Start

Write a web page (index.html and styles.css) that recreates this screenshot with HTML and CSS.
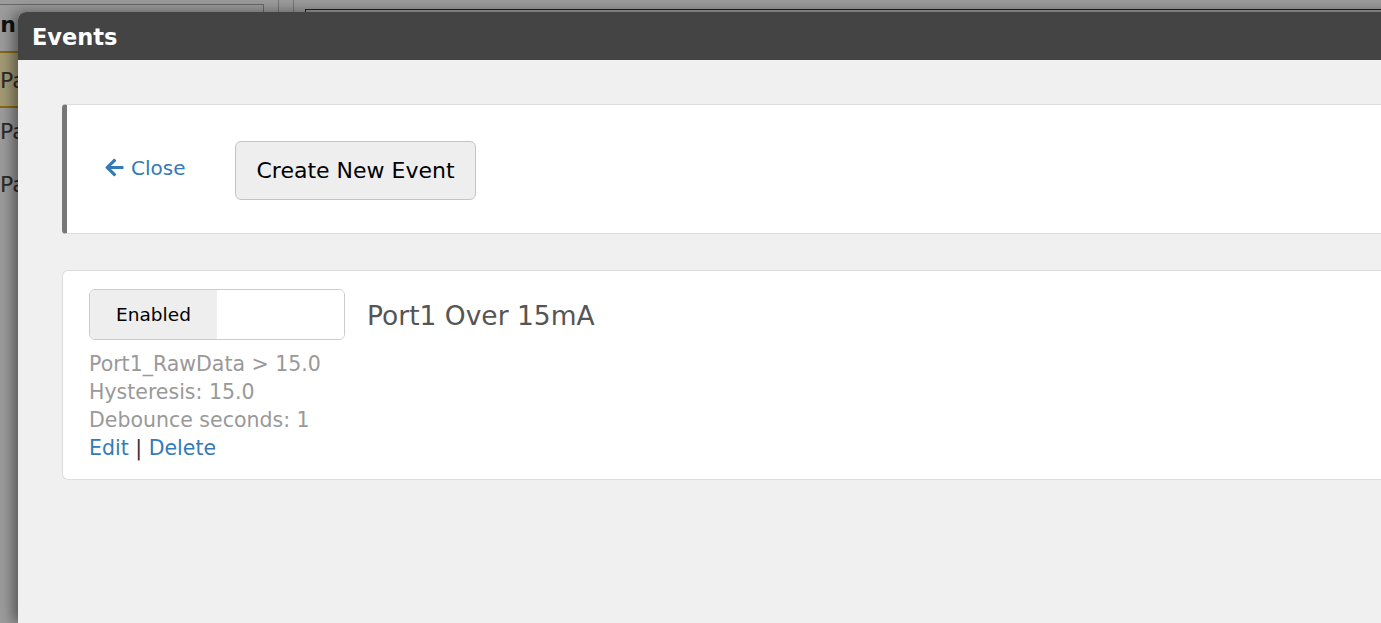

End
Start

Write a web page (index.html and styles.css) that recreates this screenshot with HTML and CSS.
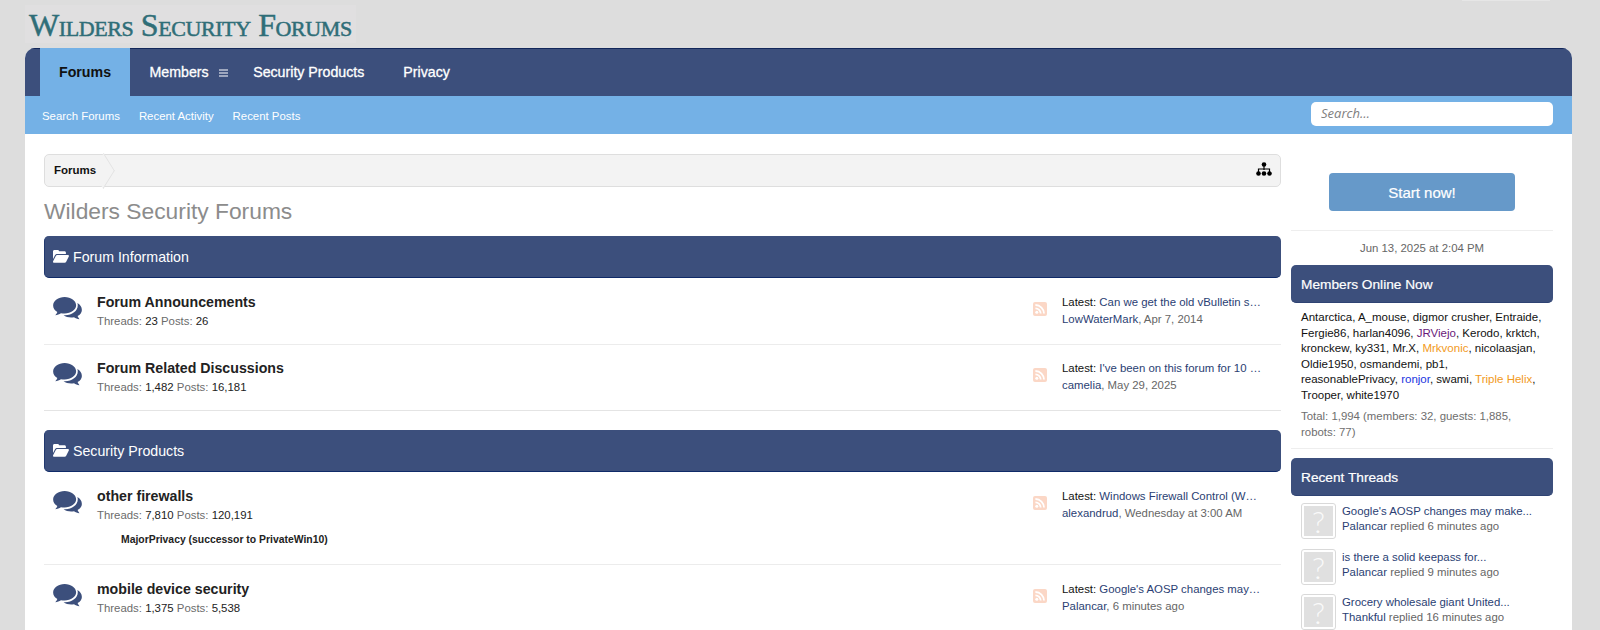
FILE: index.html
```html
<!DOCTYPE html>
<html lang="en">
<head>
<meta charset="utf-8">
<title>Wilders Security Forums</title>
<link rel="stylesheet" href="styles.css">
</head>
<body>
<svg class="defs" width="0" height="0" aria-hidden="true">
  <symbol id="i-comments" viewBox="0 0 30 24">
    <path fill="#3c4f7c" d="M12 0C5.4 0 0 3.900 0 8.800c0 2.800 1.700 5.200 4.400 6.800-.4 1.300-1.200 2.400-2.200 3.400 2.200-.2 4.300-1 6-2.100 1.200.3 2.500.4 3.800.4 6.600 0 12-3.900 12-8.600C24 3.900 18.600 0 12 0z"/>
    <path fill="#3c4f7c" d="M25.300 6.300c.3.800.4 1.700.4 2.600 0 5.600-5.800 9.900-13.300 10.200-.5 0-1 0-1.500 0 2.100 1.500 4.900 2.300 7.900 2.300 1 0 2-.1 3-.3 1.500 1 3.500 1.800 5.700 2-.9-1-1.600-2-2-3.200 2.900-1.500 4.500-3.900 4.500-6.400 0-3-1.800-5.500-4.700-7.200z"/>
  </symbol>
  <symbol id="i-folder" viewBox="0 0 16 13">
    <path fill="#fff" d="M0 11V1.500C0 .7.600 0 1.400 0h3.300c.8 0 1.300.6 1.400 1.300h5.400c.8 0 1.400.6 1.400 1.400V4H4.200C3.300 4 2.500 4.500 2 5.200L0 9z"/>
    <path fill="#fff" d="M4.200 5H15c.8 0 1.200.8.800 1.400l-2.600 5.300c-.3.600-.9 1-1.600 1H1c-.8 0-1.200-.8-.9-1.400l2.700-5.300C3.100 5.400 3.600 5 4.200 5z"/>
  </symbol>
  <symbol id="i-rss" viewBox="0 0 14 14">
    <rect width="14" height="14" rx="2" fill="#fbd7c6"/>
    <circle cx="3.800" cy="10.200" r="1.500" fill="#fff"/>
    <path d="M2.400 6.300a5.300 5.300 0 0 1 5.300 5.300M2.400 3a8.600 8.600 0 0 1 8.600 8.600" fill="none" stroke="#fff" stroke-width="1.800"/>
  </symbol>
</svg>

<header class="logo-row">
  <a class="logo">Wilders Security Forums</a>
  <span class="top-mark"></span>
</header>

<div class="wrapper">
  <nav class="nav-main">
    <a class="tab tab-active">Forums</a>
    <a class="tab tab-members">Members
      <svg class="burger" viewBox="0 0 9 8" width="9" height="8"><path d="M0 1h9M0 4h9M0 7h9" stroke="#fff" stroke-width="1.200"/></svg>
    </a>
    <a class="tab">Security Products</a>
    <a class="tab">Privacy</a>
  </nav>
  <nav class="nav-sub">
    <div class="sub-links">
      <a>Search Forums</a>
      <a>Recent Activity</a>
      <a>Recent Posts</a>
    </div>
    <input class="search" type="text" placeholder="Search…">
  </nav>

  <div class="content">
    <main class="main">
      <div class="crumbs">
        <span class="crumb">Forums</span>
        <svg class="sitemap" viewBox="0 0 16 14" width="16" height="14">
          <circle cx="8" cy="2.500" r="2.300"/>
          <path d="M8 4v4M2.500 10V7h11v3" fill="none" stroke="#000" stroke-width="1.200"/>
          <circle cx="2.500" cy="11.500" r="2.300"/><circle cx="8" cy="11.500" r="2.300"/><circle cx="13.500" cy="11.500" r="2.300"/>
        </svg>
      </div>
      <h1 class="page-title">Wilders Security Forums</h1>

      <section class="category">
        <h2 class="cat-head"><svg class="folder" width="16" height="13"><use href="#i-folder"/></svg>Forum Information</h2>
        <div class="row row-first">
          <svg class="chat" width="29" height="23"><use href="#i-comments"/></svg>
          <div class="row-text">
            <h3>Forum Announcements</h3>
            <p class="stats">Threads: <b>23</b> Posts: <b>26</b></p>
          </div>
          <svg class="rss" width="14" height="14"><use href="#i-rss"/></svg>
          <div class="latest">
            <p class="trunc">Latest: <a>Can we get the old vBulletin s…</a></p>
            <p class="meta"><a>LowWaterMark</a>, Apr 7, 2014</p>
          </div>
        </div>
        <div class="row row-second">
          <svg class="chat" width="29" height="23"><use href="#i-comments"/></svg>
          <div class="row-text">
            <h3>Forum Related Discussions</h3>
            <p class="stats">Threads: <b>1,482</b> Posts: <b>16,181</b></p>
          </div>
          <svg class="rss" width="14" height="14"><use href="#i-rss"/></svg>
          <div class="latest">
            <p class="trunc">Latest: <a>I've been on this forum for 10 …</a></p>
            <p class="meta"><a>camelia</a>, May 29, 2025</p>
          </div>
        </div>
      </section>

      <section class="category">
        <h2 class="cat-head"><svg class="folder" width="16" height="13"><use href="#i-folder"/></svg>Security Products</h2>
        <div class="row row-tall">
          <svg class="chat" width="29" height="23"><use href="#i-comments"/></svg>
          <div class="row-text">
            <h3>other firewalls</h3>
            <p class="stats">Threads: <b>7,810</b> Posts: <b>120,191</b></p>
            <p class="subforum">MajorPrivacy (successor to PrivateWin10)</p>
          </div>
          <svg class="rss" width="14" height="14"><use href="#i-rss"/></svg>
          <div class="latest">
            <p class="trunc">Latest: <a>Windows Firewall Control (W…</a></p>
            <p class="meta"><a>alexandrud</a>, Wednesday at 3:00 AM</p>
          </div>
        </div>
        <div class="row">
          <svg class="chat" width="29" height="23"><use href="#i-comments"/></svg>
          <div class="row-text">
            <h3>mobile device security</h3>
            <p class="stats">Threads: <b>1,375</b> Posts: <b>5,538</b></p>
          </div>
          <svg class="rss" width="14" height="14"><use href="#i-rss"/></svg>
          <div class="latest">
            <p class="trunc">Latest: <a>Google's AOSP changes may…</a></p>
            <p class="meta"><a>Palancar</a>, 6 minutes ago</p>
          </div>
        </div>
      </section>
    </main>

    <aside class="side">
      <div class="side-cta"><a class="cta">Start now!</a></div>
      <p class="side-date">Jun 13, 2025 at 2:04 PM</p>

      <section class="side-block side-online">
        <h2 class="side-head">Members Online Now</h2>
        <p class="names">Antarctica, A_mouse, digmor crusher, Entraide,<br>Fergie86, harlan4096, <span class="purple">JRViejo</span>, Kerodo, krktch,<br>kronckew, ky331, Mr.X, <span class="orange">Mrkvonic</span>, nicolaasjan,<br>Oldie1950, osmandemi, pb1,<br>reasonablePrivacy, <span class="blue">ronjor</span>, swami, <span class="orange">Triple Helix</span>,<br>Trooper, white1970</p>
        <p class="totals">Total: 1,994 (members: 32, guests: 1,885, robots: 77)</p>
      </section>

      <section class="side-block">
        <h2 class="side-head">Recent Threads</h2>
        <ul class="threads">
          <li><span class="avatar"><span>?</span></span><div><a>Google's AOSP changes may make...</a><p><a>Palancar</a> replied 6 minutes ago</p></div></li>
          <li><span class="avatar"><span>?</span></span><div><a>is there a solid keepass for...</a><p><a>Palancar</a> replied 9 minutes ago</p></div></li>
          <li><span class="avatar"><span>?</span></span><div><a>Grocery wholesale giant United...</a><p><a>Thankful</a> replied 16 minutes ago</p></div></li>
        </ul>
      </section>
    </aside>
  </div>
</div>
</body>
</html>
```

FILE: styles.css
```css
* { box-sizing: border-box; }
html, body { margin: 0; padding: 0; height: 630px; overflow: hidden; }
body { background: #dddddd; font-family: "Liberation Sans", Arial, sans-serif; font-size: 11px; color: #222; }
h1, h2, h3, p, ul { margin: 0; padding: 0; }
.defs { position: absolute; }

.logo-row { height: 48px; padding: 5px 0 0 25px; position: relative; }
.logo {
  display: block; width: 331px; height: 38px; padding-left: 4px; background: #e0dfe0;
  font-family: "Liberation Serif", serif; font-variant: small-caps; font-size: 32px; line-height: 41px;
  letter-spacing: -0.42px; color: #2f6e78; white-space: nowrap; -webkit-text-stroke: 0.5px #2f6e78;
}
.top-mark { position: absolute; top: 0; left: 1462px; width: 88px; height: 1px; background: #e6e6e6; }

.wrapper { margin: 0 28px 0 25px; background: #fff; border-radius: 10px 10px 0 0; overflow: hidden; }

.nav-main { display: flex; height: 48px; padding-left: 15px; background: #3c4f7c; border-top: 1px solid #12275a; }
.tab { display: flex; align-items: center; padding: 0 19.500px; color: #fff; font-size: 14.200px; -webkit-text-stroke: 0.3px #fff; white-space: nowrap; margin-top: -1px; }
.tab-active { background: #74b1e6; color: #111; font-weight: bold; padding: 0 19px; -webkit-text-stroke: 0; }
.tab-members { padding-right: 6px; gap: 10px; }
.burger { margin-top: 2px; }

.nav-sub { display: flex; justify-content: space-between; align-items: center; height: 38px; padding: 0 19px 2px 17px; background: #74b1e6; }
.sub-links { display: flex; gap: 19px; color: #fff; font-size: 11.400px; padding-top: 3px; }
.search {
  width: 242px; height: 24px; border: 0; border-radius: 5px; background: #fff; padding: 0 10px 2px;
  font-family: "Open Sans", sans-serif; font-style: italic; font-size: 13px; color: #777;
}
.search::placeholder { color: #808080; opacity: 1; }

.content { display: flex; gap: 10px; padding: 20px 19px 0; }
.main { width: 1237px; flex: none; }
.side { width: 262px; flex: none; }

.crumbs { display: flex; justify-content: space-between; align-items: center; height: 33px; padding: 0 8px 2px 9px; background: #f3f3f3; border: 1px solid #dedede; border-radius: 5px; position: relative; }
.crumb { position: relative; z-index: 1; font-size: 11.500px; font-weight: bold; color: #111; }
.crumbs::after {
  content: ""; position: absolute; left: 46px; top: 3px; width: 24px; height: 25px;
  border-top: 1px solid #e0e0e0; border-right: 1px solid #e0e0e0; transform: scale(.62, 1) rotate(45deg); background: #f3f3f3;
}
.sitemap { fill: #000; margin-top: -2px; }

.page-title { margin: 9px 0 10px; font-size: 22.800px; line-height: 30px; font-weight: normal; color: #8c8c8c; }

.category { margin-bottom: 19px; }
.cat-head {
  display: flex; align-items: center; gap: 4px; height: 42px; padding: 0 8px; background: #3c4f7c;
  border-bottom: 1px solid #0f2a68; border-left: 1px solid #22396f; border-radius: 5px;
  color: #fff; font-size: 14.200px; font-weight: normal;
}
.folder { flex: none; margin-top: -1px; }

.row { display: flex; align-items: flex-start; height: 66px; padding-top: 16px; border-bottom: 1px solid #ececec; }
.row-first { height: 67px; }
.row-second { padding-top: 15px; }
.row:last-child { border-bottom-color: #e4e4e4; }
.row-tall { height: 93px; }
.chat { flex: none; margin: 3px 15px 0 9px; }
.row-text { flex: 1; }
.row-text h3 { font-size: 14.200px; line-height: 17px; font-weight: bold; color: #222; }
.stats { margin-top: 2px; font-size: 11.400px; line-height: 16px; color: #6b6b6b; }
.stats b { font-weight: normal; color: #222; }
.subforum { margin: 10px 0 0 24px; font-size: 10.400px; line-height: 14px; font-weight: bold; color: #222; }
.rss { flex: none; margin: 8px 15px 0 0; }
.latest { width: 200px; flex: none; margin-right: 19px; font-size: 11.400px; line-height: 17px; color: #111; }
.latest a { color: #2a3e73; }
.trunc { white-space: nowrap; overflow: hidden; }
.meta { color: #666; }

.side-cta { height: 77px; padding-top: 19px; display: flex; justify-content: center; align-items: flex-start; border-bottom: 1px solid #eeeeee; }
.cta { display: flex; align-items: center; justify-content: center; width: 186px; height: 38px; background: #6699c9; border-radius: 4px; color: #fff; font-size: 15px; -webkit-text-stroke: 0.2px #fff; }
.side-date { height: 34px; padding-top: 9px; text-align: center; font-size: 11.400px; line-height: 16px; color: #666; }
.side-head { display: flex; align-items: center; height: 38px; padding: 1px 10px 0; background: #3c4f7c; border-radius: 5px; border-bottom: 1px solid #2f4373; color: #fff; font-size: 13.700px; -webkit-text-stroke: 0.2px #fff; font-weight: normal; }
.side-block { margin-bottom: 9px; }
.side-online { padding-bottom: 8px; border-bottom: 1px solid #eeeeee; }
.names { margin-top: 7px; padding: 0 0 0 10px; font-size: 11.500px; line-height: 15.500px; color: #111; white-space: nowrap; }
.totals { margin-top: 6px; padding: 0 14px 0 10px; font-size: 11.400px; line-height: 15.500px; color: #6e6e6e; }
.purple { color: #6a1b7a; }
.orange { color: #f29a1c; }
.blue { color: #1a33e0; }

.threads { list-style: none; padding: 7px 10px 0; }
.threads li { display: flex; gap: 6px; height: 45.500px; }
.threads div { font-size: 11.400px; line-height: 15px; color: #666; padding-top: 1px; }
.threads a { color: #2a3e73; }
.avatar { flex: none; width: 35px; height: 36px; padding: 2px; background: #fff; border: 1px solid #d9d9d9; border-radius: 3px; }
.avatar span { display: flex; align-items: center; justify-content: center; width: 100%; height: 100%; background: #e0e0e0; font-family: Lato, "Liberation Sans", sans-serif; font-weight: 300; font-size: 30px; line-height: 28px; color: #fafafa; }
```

End

GIVEN INSTRUCTION | Pull out and copy each line containing the string "index".

RESULT |
Write a web page (index.html and styles.css) that recreates this screenshot with HTML and CSS.
Write a web page (index.html and styles.css) that recreates this screenshot with HTML and CSS.
FILE: index.html
.crumb { position: relative; z-index: 1; font-size: 11.500px; font-weight: bold; color: #111; }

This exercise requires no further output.